Though the Gramm-Leach-Bliley troika certainly had its differences as the law was being drafted, two years later the three were unanimous in emphasizing that making way for mergers was not the intent - and that the absence of a cross-industry merger frenzy should not be read as a sign that the law failed.

Some academics and lobbyists have said recently that banking, securities, and insurance companies have found it difficult to intermingle. Though banks are deepening their involvement in the securities and insurance businesses, few securities houses and insurers have formed financial holding companies and entered the banking business. They have shown a reluctance to become regulated by the Federal Reserve Board, as well as a concern that the central bank has been slow to define the business lines a financial holding company can engage in.

"Being frank with you, I didn't anticipate" a merger rush, Mr. Bliley said. "What we set up was a broad framework where people who had ideas would be able to carry them out and wouldn't have some artificial barrier to prevent them from doing so.

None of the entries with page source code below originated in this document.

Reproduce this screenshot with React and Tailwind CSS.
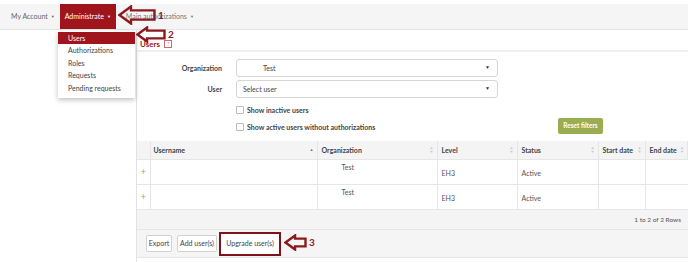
import React from 'react';

const RED = '#a0151c';

const SortBoth = () => (
  <span className="flex flex-col leading-none text-[4px] text-[#c8c8c8]">
    <span>▲</span>
    <span>▼</span>
  </span>
);

const Arrow = ({ className, w, h, label }) => {
  const head = h * 0.65;
  const t = h * 0.27;
  return (
    <div className={`absolute flex items-center gap-[2px] ${className}`}>
      <svg width={w} height={h} viewBox={`0 0 ${w} ${h}`}>
        <polygon
          points={`1.5,${h / 2} ${head},1.5 ${head},${t} ${w - 1.5},${t} ${w - 1.5},${h - t} ${head},${h - t} ${head},${h - 1.5}`}
          fill="none"
          stroke="#8b1a1f"
          strokeWidth="2.4"
          strokeLinejoin="miter"
        />
      </svg>
      <span className="text-[10px] font-bold text-[#8b1a1f]">{label}</span>
    </div>
  );
};

const Select = ({ children, indent }) => (
  <div className={`flex h-[18px] w-[262px] items-center justify-between rounded-[3px] border border-[#d6d6d6] bg-white pr-[7px] ${indent ? 'pl-[26px]' : 'pl-[6px]'}`}>
    <span className="text-[#444]">{children}</span>
    <span className="text-[5px] text-[#333]">▼</span>
  </div>
);

const rows = [1, 2];

export default function App() {
  return (
    <div className="relative h-[262px] w-[688px] overflow-hidden bg-white font-['Lato',sans-serif] text-[7px] text-[#333]">
      {/* top nav */}
      <div className="mt-[4px] flex h-[26px] items-stretch border-b border-[#e4e4e4] bg-[#f5f5f5]">
        <div className="flex items-center gap-[3px] pl-[11px] pr-[5px] text-[#666]">
          My Account <span className="text-[4px]">▼</span>
        </div>
        <div className="flex w-[56px] items-center justify-center gap-[3px] text-white" style={{ background: RED }}>
          Administrate <span className="text-[4px]">▼</span>
        </div>
        <div className="flex items-center gap-[3px] pl-[10px] text-[#777]">
          Main authorizations <span className="text-[4px]">▼</span>
        </div>
      </div>

      <div className="flex">
        {/* sidebar */}
        <div className="h-[232px] w-[137px] shrink-0 border-r border-[#e2e2e2]" />

        {/* main */}
        <div className="flex-1">
          <div className="flex h-[22px] items-end gap-[4px] border-b-[2px] border-[#efefef] pb-[2px] pl-[3px] leading-[8px]">
            <span className="text-[8px] font-bold" style={{ color: RED }}>Users</span>
            <span className="flex h-[8px] w-[8px] items-center justify-center border border-[#c86a6e] text-[5px] leading-none text-[#c86a6e]">?</span>
          </div>

          <div className="relative pt-[7px]">
            <div className="flex items-center">
              <span className="w-[85px] text-right font-bold text-[#444]">Organization</span>
              <div className="ml-[14px]"><Select indent>Test</Select></div>
            </div>
            <div className="mt-[3px] flex items-center">
              <span className="w-[85px] text-right font-bold text-[#444]">User</span>
              <div className="ml-[14px]"><Select>Select user</Select></div>
            </div>
            <div className="ml-[99px] mt-[7px] flex flex-col gap-[6px]">
              <label className="flex items-center gap-[3px] font-bold text-[#444]">
                <span className="h-[8px] w-[8px] rounded-[1px] border border-[#bbb] bg-white" />
                Show inactive users
              </label>
              <label className="flex items-center gap-[3px] font-bold text-[#444]">
                <span className="h-[8px] w-[8px] rounded-[1px] border border-[#bbb] bg-white" />
                Show active users without authorizations
              </label>
            </div>
            <button className="absolute left-[421px] top-[66px] flex h-[16px] w-[45px] items-center justify-center rounded-[2px] bg-[#9aad52] text-[6.5px] font-bold text-white">
              Reset filters
            </button>
          </div>

          {/* table */}
          <table className="mt-[9px] w-full table-fixed border-collapse">
            <colgroup>
              <col className="w-[13px]" />
              <col className="w-[167px]" />
              <col className="w-[120px]" />
              <col className="w-[80px]" />
              <col className="w-[81px]" />
              <col className="w-[47px]" />
              <col />
            </colgroup>
            <thead>
              <tr className="h-[18px] bg-[#f4f4f4] text-left font-bold text-[#444]">
                <th className="border-r border-[#e6e6e6]" />
                <th className="border-r border-[#e6e6e6] pl-[3px]">
                  <div className="flex items-center justify-between pr-[3px]">
                    Username <span className="text-[4px] text-[#5b6fd6]">▲</span>
                  </div>
                </th>
                {['Organization', 'Level', 'Status', 'Start date', 'End date'].map((h) => (
                  <th key={h} className="border-r border-[#e6e6e6] pl-[4px]">
                    <div className="flex items-center justify-between pr-[3px]">
                      {h} <SortBoth />
                    </div>
                  </th>
                ))}
              </tr>
            </thead>
            <tbody>
              {rows.map((r) => (
                <tr key={r} className="h-[25px] border-t border-[#e6e6e6] text-[#555]">
                  <td className="border-r border-[#e6e6e6] text-center text-[9px] text-[#c98a8a]">+</td>
                  <td className="border-r border-[#e6e6e6]" />
                  <td className="border-r border-[#e6e6e6] pb-[9px] pl-[24px] align-middle">Test</td>
                  <td className="border-r border-[#e6e6e6] pl-[4px] pt-[3px]">EH3</td>
                  <td className="border-r border-[#e6e6e6] pl-[4px] pt-[3px]">Active</td>
                  <td className="border-r border-[#e6e6e6]" />
                  <td />
                </tr>
              ))}
            </tbody>
          </table>

          <div className="flex h-[21px] items-center justify-end border-y border-[#e6e6e6] bg-[#f4f4f4] pr-[7px] text-[6.5px] text-[#555]">
            1 to 2 of 2 Rows
          </div>
          <div className="flex h-[28px] items-center border-b border-[#e6e6e6] bg-[#f5f5f5] pl-[9px] text-[7px] text-[#444]">
            <button className="flex h-[17px] w-[26px] items-center justify-center rounded-[2px] border border-[#d2d2d2] bg-white">Export</button>
            <button className="ml-[5px] flex h-[17px] w-[40px] items-center justify-center rounded-[2px] border border-[#d2d2d2] bg-white">Add user(s)</button>
            <button className="ml-[2px] flex h-[24px] w-[62px] items-center justify-center border-[2px] border-[#7e1419] bg-white">Upgrade user(s)</button>
          </div>
        </div>
      </div>

      {/* dropdown menu */}
      <div className="absolute left-[58px] top-[31px] w-[77px] bg-white pb-[4px] pt-[1px] shadow-[0_2px_5px_rgba(0,0,0,0.25)]">
        <div className="flex h-[12px] items-center pl-[10px] text-white" style={{ background: RED }}>Users</div>
        {['Authorizations', 'Roles', 'Requests', 'Pending requests'].map((m) => (
          <div key={m} className="flex h-[12.6px] items-center pl-[10px] text-[#444]">{m}</div>
        ))}
      </div>

      <Arrow className="left-[118px] top-[5px]" w={38} h={20} label="1" />
      <Arrow className="left-[136px] top-[26px]" w={30} h={17} label="2" />
      <Arrow className="left-[284px] top-[234px]" w={23} h={17} label="3" />
    </div>
  );
}
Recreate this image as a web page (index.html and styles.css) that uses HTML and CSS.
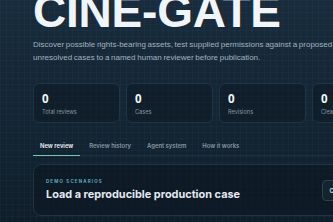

We wanted everybody to know what the rules were and have everybody playing by the same rules."

The Virginia Republican retired from Congress last year upon reaching the six-year limit Republicans impose on their members serving as committee chairmen. He's now a senior public policy and government relations adviser at the Washington law firm of Collier Shannon Scott, known for its regulatory and antitrust work.

Despite his recommendation against major change, the ex-lawmaker second-guessed a key privacy provision and lamented a couple key defeats.

Mr. Bliley predicted that some lawmakers and consumer groups will renew their efforts to toughen the law's consumer privacy protections, but he said these protections are "certainly adequate for the time being."

The law required financial companies to establish a detailed customer data-sharing policy, tell customers annually what that policy is, and give them an opportunity to block their information from being shared outside of the corporation. It also expressly invited states to enact their own privacy laws, which many have unsuccessfully attempted to do.

The only change he would advocate is withdrawing the federal invitation to states to pass their own privacy laws. "As more and more of these mergers happen - and they're going to happen - involving multistate operations, it makes all the sense in the world to have a preemption."

His biggest regret, he said, was his unsuccessful fight against a provision preventing any more commercial firms from entering the banking business by merging with a thrift.

"To me that was downgrading a person's investment. I didn't think you should do that, but I didn't prevail."

He also said in a recent speech at an American Council of Life Insurers conference that he wished community reinvestment requirements for banks and financial holding companies could have been eliminated. "I would have knocked out" the Community Reinvestment Act "altogether if I could have."

He also warned the group to beware of Democrats trying to attach CRA-related, privacy, and redlining provisions to legislation aimed at creating an optional federal charter.

Mr. Bliley said that while many see a federal insurance charter as a natural outgrowth of Gramm-Leach-Bliley, the real impetus is the debate over how to insure businesses for terrorist strikes.

There "will be hearings and perhaps legislation to deal with a federal charter for insurance," he said. In light of the Sept. 11 terrorist attacks, "I think you'll get renewed discussion. Whether it will pass, I don't know. But I'm sure you will have hearings on it."